En fait, les milices liées à Al-Qaïda dominent les rebelles islamistes à Idlib avec lesquels la Turquie est alliée, ce qui rend impossible la création de forces de combat composées uniquement de «modérés». Ankara a non seulement refusé de tenter de séparer les milices, mais a également commencé à en envoyer des contingents en Libye pour se battre pour le compte du gouvernement libyen de Fayez al-Sarraj. Alors que la Turquie s'est alignée sur le gouvernement al-Sarraj dans la guerre civile déclenchée par l'OTAN dans ce pays d'Afrique du Nord, avec le double objectif de garantir les investissements turcs dans le pays et de renforcer les revendications d'Ankara sur les gisements de gaz naturel découverts en Méditerranée orientale, la Russie a soutenu l'opposition menée par le général Khalifa Haftar.
Dans ces conditions, la Russie a validé et soutenu l'offensive prévue depuis longtemps sur Idlib par Damas, dont la victoire entraînerait la défaite des rebelles islamistes qui mènent la guerre contre le régime d'Assad depuis 2011 en étant soutenus par les États-Unis.

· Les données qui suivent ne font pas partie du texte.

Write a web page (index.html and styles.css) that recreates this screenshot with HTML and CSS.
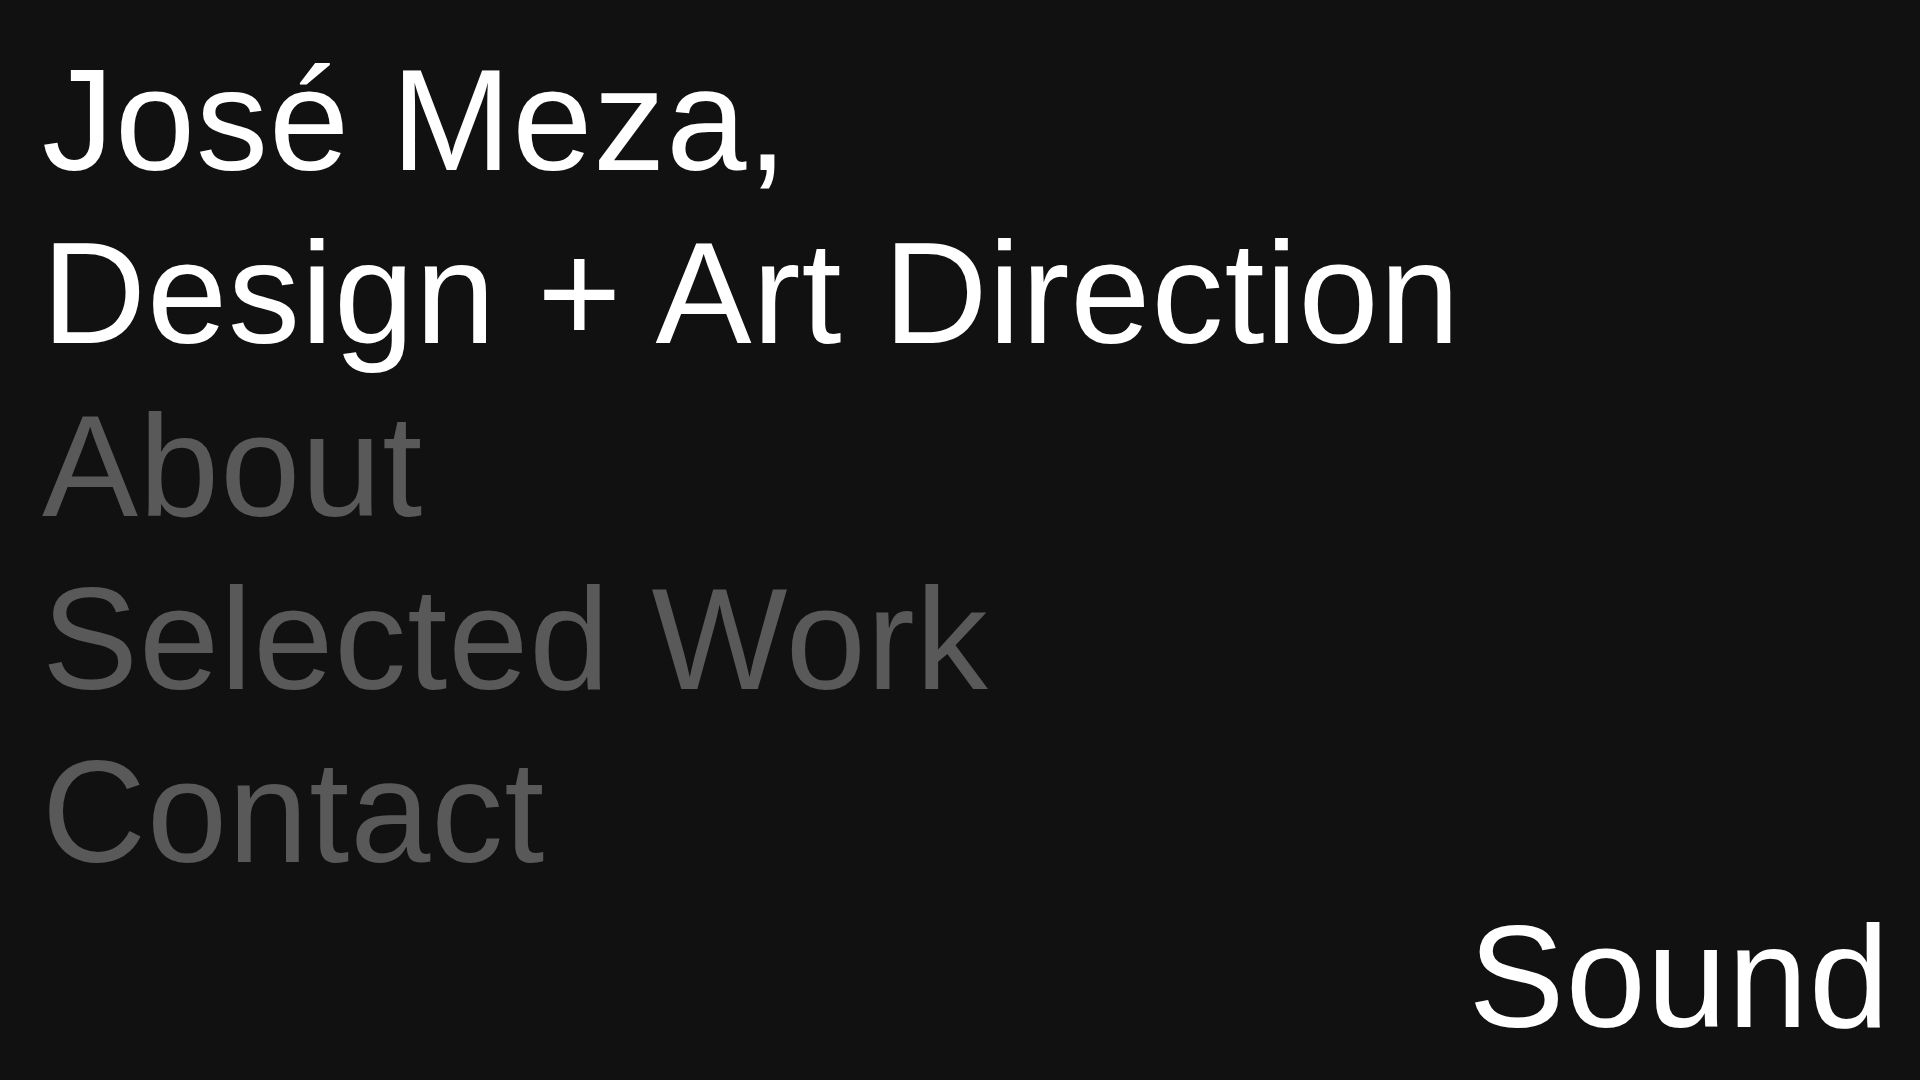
FILE: index.html
```html
<!DOCTYPE html>
<html lang="en">
<head>
<meta charset="utf-8">
<title>José Meza</title>
<link rel="stylesheet" href="styles.css">
</head>
<body>
<main class="page">
  <header class="intro">
    <h1 class="line line-white">José Meza,</h1>
    <p class="line line-white">Design + Art Direction</p>
  </header>
  <nav class="menu">
    <a class="line line-gray" href="#about">About</a>
    <a class="line line-gray" href="#work">Selected Work</a>
    <a class="line line-gray" href="#contact">Contact</a>
  </nav>
  <button class="sound" type="button">Sound</button>
</main>
</body>
</html>
```
FILE: styles.css
```css
* { box-sizing: border-box; }
html, body {
  margin: 0;
  padding: 0;
  height: 100%;
  background: #111111;
}
.page {
  height: 100vh;
  display: flex;
  flex-direction: column;
  padding: 34px 30px 30px 42px;
  font-family: "Liberation Sans", Arial, sans-serif;
  font-size: 144px;
  overflow: hidden;
}
.intro, .menu {
  display: flex;
  flex-direction: column;
  margin: 0;
}
.line {
  display: block;
  margin: 0;
  font-size: 144px;
  font-weight: 400;
  line-height: 173px;
  text-decoration: none;
  white-space: nowrap;
  letter-spacing: 1px;
}
.line-white { color: #ffffff; }
.line-gray { color: #595959; }
.sound {
  margin-top: auto;
  align-self: flex-end;
  background: none;
  border: 0;
  padding: 0;
  color: #ffffff;
  font-family: inherit;
  font-size: 144px;
  line-height: 144px;
  letter-spacing: 1px;
  cursor: pointer;
}
```
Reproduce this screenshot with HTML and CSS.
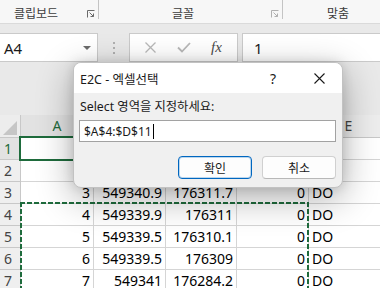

Depuis le début de l'offensive de décembre, près d'un million de personnes ont été déplacées et quelque 300 civils tués.
Alors que le conflit menace de dégénérer en un affrontement militaire direct avec la Russie, Erdogan a lancé un appel à la solidarité de l'OTAN la semaine dernière avant d'ouvrir les frontières turques aux réfugiés qui cherchent à fuir en Europe, dans le but de forcer les puissances européennes à soutenir ses objectifs de guerre. Jeudi, le ministre turc de l'intérieur, Suleyman Soylu, est allé plus loin en annonçant le déploiement de 1000 policiers lourdement armés à la frontière turco-grecque pour empêcher les gardes-frontières grecs de repousser les réfugiés en fuite vers la Turquie. L'armée et la police grecques ont eu recours aux gaz lacrymogènes et aux tirs à balles réelles contre des réfugiés sans défense, mesures pleinement approuvées par l'UE. Au moins un réfugié est décédé d'une balle dans la tête.